Atletico Madrid 0-0 Sporting Lisbon – organised nine-man Sporting deserve their draw

March 11, 2010

An exciting first half hour was brought to a close with the dismissal of Grimi, who was joined for an early bath by Tonel late on. Sporting got men behind the ball, and Atletico struggled to create chances.

Sporting had set out quite offensively. A loose 4-2-3-1, with Joao Moutinho dropping into the centre of midfield when not in possession, and both central midfielders given license to get forward. Atletico’s shape was their usual 4-4-2, with offensive wingers.
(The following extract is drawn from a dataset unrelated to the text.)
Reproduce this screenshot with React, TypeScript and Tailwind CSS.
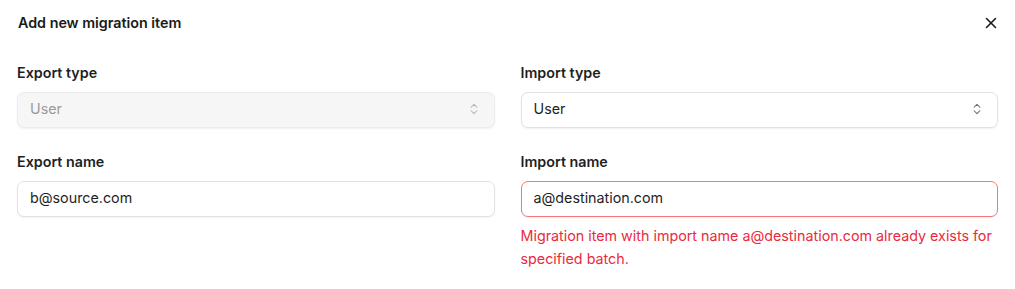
import { X, ChevronsUpDown } from "lucide-react";

function SelectBox({ value, disabled }: { value: string; disabled?: boolean }) {
  return (
    <div
      className={
        "flex h-[36px] items-center justify-between rounded-[7px] border pb-[2px] pl-3 pr-[13px] text-[14.3px] shadow-[0_1px_2px_rgba(0,0,0,0.06)] " +
        (disabled
          ? "border-[#ececec] bg-[#f6f6f6] text-[#9b9b9b]"
          : "border-[#e2e2e2] bg-white text-[#1f1f1f]")
      }
    >
      <span>{value}</span>
      <ChevronsUpDown
        size={14}
        strokeWidth={1.8}
        className={disabled ? "text-[#b5b5b5]" : "text-[#6b6b6b]"}
      />
    </div>
  );
}

function TextBox({ value, error }: { value: string; error?: boolean }) {
  return (
    <div
      className={
        "flex h-[36px] items-center rounded-[7px] border bg-white pb-[2px] pl-3 text-[14.3px] text-[#1f1f1f] shadow-[0_1px_2px_rgba(0,0,0,0.06)] " +
        (error ? "border-[#f47a7a]" : "border-[#e2e2e2]")
      }
    >
      {value}
    </div>
  );
}

function Field({ label, children }: { label: string; children: React.ReactNode }) {
  return (
    <div className="flex flex-col">
      <label className="mb-[9px] text-[14.3px] font-semibold leading-[20px] text-[#1f1f1f]">
        {label}
      </label>
      {children}
    </div>
  );
}

export default function App() {
  return (
    <div
      className="w-[1015px] bg-white pl-[17px] pr-[17px] pt-[13px]"
      style={{ fontFamily: "Inter, 'Noto Sans', sans-serif" }}
    >
      <div className="flex items-center justify-between">
        <h2 className="pl-[1px] text-[14.3px] font-semibold leading-[20px] text-[#1a1a1a]">
          Add new migration item
        </h2>
        <button className="-mr-[2px] flex h-5 w-[18px] items-center justify-center text-[#1a1a1a]">
          <X size={18} strokeWidth={2.1} />
        </button>
      </div>

      <div className="mt-[30px] grid grid-cols-2 gap-x-[26px] gap-y-[24px]">
        <Field label="Export type">
          <SelectBox value="User" disabled />
        </Field>
        <Field label="Import type">
          <SelectBox value="User" />
        </Field>
        <Field label="Export name">
          <TextBox value="b@source.com" />
        </Field>
        <Field label="Import name">
          <TextBox value="a@destination.com" error />
          <p className="mt-[7px] text-[14.3px] leading-[23px] text-[#ea2a3d]">
            Migration item with import name a@destination.com already exists for
            specified batch.
          </p>
        </Field>
      </div>
    </div>
  );
}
Sporting dealt really well with Atletico’s three creative players – Sergio Aguero and the two widemen. Aguero was tracked by either centre-back regardless of how deep he dropped, and he struggled to deal with the man-marking from Polga in particular. A similar tactic was used against the full-backs – when either of the Atletico wingers got the ball, the Sporting full-back on that side would come and meet him very high up the pitch, whilst the full-back on the opposite side would drop into the centre, almost creating a brief three-man defence.

Unfortunately this tactic backfired when the Sporting left-back, Grimi, was sent-off for two silly tackles on Reyes, after the former Arsenal winger had spun in behind the Argentinian. The numerical disadvantage forced Sporting back, and they switched to a 4-4-1 system with Veloso dropping into the left-back position.
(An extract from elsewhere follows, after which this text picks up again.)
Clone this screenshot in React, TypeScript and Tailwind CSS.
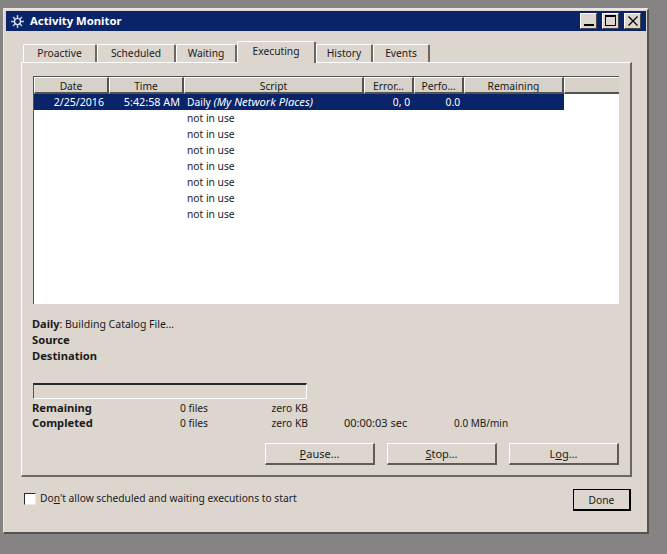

It was a fairly standard ten-man performance after that - two solid banks of four, with Liedson the lone striker. They struggled to attack because Liedson was far from suited to this particular role. When supported by three onrushing midfield players, it’s quite possible to have a lone striker who is primarily concerned with making off-the-ball runs and creating space for his teammates. But when the midfield is 40 yards away and concentrating on getting behind the ball, you need your striker to be able to hold the ball up and wait for support. Liedson actually did a decent job of working the channels and trying to cause problems, but he was never going to be able to score on his own.

Then, it was effectively a training exercise – Atletico’s attack against Sporting’s defence. It was familiar ground for Atletico, as they recently struggled to break down a Valencia side despite a man advantage. Qique Sanchez Flores’ mistake was to withdraw Simao and put on Eduardo Salvio – because the effect of this was to switch Jose Antonio Reyes to the left-hand side, when he had been the game’s biggest attacking threat on the right. Having already got one left-back sent off, he would have been up against an out-of-position Veloso, who himself was on a yellow card. On the left, he faded, and Salvio did little.

Sporting had Tonel sent off late on, and had to weather the storm with nine men. But full credit to Carlos Carvalhal – he sent his side out in a really organised and disciplined fashion, and Atletico very rarely looked like breaking the deadlock, even with an extra man for an hour. The man-marking of Aguero worked well, and Atletico’s lack of attacking threat from central midfield was evident as the game progressed.

It’s often tough to call a 0-0 in Europe – with the away side getting a result but lacking an away goal – but Sporting will be much the happier with this one.